Burning coal to grow food isn’t as green as Storey would like it to be but he points out fossil fuels are hidden throughout the food supply chain: from the trucks that carry produce thousands of miles across the country, to the plastic packaging and refrigerated coolers in the grocery store.

“We’ve got this incredibly huge industrial complex surrounding the production of the things that we eat,” Storey said.

Huge and growing. One of the few studies to look at all the energy inputs into our food system shows between 1997 and 2002, food-related energy consumption grew six times faster than overall energy consumption. But it wasn’t farms like Storey’s that drove most of that change—instead, it was the often-forgotten steps in between a grower and one’s dinner plate, like food processing.

“Instead of, for example, buying a head of lettuce, taking it home, cleaning it, cutting it, you’re paying a processor to cut it, to clean it, to bag it and then all you have to do it open it, put it in a bowl and eat it,” U.S. Department of Agriculture economist and report author Pat Canning explained.

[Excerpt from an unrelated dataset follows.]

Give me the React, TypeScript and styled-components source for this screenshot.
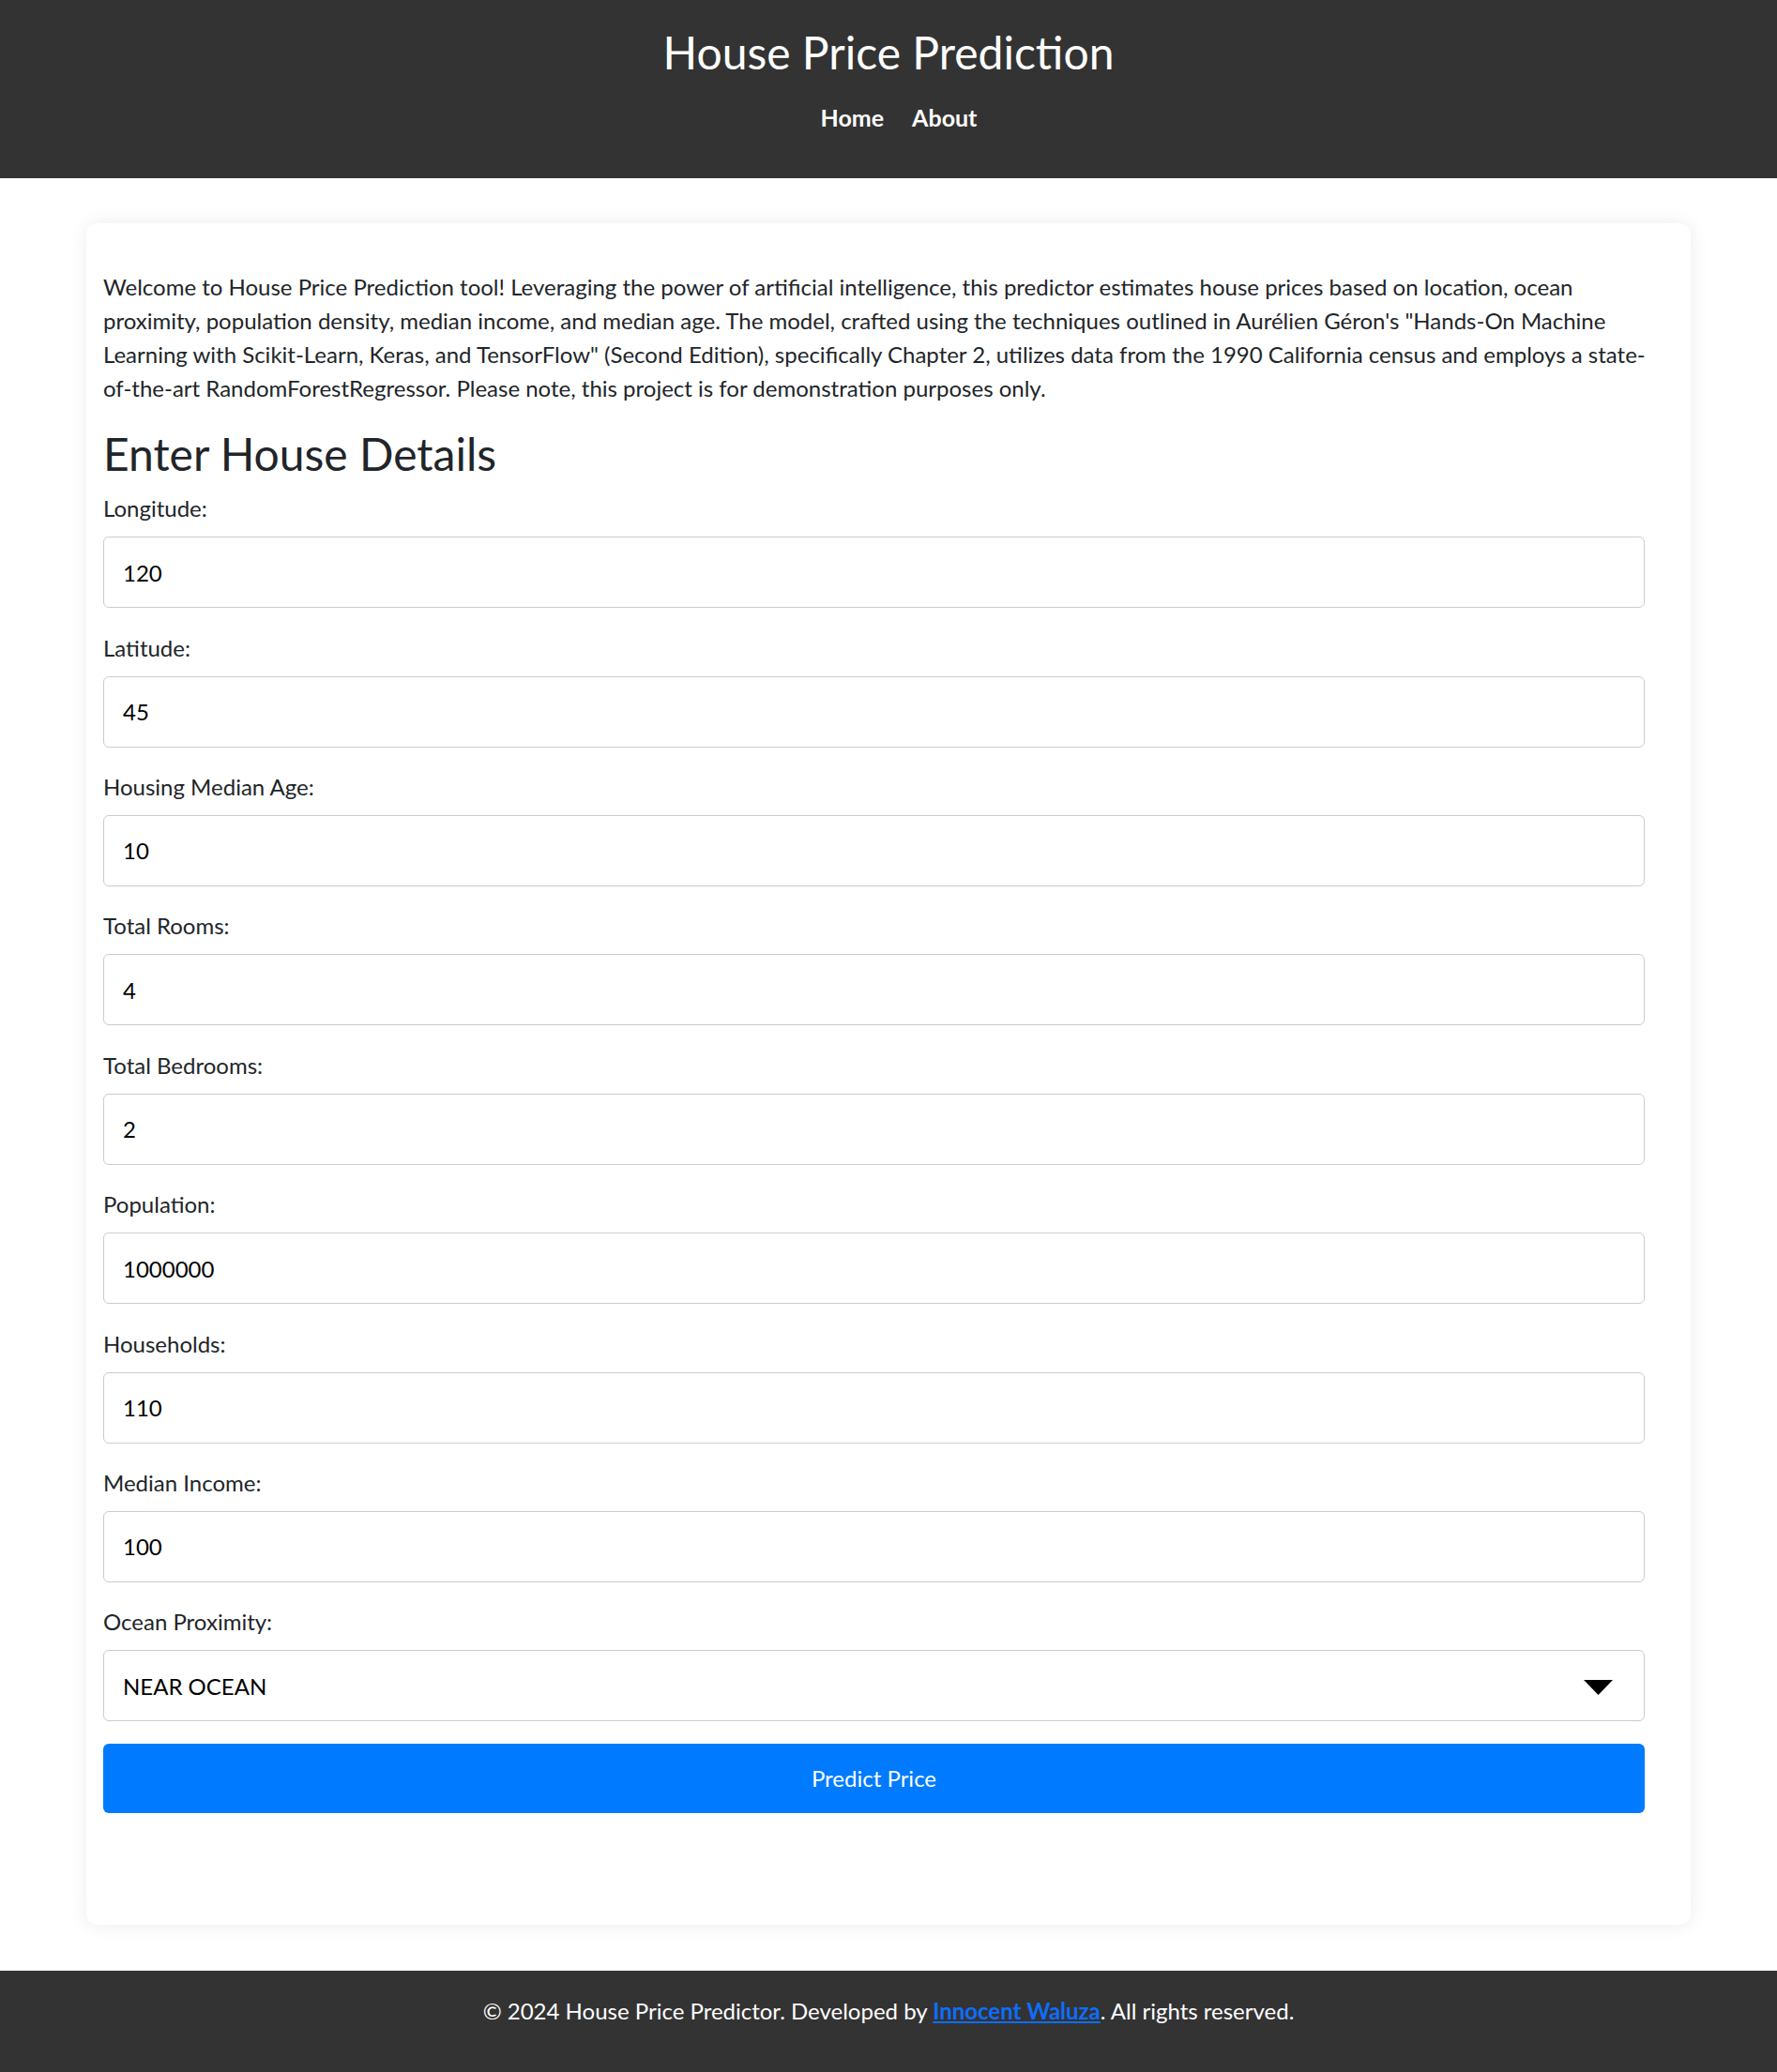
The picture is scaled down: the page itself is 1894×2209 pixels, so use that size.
import React from "react";
import styled, { createGlobalStyle } from "styled-components";

const GlobalStyle = createGlobalStyle`
  * { box-sizing: border-box; }
  body {
    margin: 0;
    background: #fff;
    font-family: "Segoe UI", Lato, "Noto Sans", sans-serif;
    font-size: 24px;
    line-height: 1.5;
    color: #212529;
  }
`;

const Page = styled.div`
  display: flex;
  flex-direction: column;
  min-height: 100vh;
`;

const Header = styled.header`
  background: #333;
  color: #fff;
  text-align: center;
  padding: 27px 0 47px;
`;

const Title = styled.h1`
  margin: 0;
  font-size: 48px;
  font-weight: 400;
  line-height: 1.2;
`;

const Nav = styled.nav`
  display: flex;
  justify-content: center;
  gap: 30px;
  margin-top: 22px;
  padding-left: 22px;
`;

const NavLink = styled.a`
  color: #fff;
  font-size: 25px;
  font-weight: 700;
  text-decoration: none;
  line-height: 36px;
`;

const Main = styled.main`
  padding: 48px 92px 48px;
`;

const Card = styled.section`
  background: #fff;
  border-radius: 12px;
  box-shadow: 0 0 20px rgba(0, 0, 0, 0.08);
  padding: 50px 26px 119px 18px;
`;

const Intro = styled.p`
  margin: 0;
`;

const Heading = styled.h2`
  margin: 23px 0 12px;
  font-size: 48px;
  font-weight: 400;
  line-height: 1.2;
`;

const Form = styled.form`
  display: flex;
  flex-direction: column;
  margin-right: 23px;
`;

const Field = styled.div`
  display: flex;
  flex-direction: column;
  gap: 12px;
  margin-bottom: 24.4px;
`;

const Label = styled.label`
  line-height: 36px;
`;

const controlStyle = `
  width: 100%;
  height: 76px;
  padding: 0 20px;
  border: 1px solid #ccc;
  border-radius: 6px;
  background: #fff;
  color: #000;
  font-family: inherit;
  font-size: 24px;
  outline: none;
`;

const Input = styled.input`
  ${controlStyle}
`;

const SelectWrap = styled.div`
  position: relative;
`;

const Select = styled.select`
  ${controlStyle}
  appearance: none;
  -webkit-appearance: none;
`;

const Caret = styled.svg`
  position: absolute;
  right: 34px;
  top: 32px;
  pointer-events: none;
`;

const Button = styled.button`
  height: 74px;
  width: 100%;
  margin-top: -1px;
  border: none;
  border-radius: 6px;
  background: #007bff;
  color: #fff;
  font-family: inherit;
  font-size: 24px;
  cursor: pointer;
`;

const Footer = styled.footer`
  background: #333;
  color: #fff;
  text-align: center;
  padding: 25px 0 47px;
  margin-top: auto;
`;

const FooterLink = styled.a`
  color: #0d6efd;
  font-weight: 700;
`;

const fields = [
  { id: "longitude", label: "Longitude:", value: "120" },
  { id: "latitude", label: "Latitude:", value: "45" },
  { id: "age", label: "Housing Median Age:", value: "10" },
  { id: "rooms", label: "Total Rooms:", value: "4" },
  { id: "bedrooms", label: "Total Bedrooms:", value: "2" },
  { id: "population", label: "Population:", value: "1000000" },
  { id: "households", label: "Households:", value: "110" },
  { id: "income", label: "Median Income:", value: "100" },
];

export default function App() {
  return (
    <Page>
      <GlobalStyle />
      <Header>
        <Title>House Price Prediction</Title>
        <Nav>
          <NavLink href="#">Home</NavLink>
          <NavLink href="#">About</NavLink>
        </Nav>
      </Header>
      <Main>
        <Card>
          <Intro>
            Welcome to House Price Prediction tool! Leveraging the power of artificial intelligence, this
            predictor estimates house prices based on location, ocean proximity, population density, median
            income, and median age. The model, crafted using the techniques outlined in Aurélien Géron's
            "Hands-On Machine Learning with Scikit-Learn, Keras, and TensorFlow" (Second Edition),
            specifically Chapter 2, utilizes data from the 1990 California census and employs a
            state-of-the-art RandomForestRegressor. Please note, this project is for demonstration purposes
            only.
          </Intro>
          <Heading>Enter House Details</Heading>
          <Form onSubmit={(e) => e.preventDefault()}>
            {fields.map((f) => (
              <Field key={f.id}>
                <Label htmlFor={f.id}>{f.label}</Label>
                <Input id={f.id} type="text" defaultValue={f.value} />
              </Field>
            ))}
            <Field>
              <Label htmlFor="ocean">Ocean Proximity:</Label>
              <SelectWrap>
                <Select id="ocean" defaultValue="NEAR OCEAN">
                  <option>&lt;1H OCEAN</option>
                  <option>INLAND</option>
                  <option>ISLAND</option>
                  <option>NEAR BAY</option>
                  <option>NEAR OCEAN</option>
                </Select>
                <Caret width="31" height="16" viewBox="0 0 31 16">
                  <path d="M0 0 H31 L15.5 16 Z" fill="#000" />
                </Caret>
              </SelectWrap>
            </Field>
            <Button type="submit">Predict Price</Button>
          </Form>
        </Card>
      </Main>
      <Footer>
        © 2024 House Price Predictor. Developed by <FooterLink href="#">Innocent Waluza</FooterLink>. All rights
        reserved.
      </Footer>
    </Page>
  );
}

But the biggest energy consumer of all is also the most hidden: our own kitchens.

“Really each home kitchen is a small restaurant, with a very specific clientele,” Canning said.

Estimates vary, but approximately one third of all the energy we use to produce food is consumed in our homes—by the hundreds of millions of stoves, ovens, dishwashers, microwaves, blenders and extra freezers.

In effect, in our modern food chain, we’ve replaced human labor with energy-guzzling machines, which means as we head into this season of eating, we can expect to burn a lot more fossil fuels to fuel our feasts.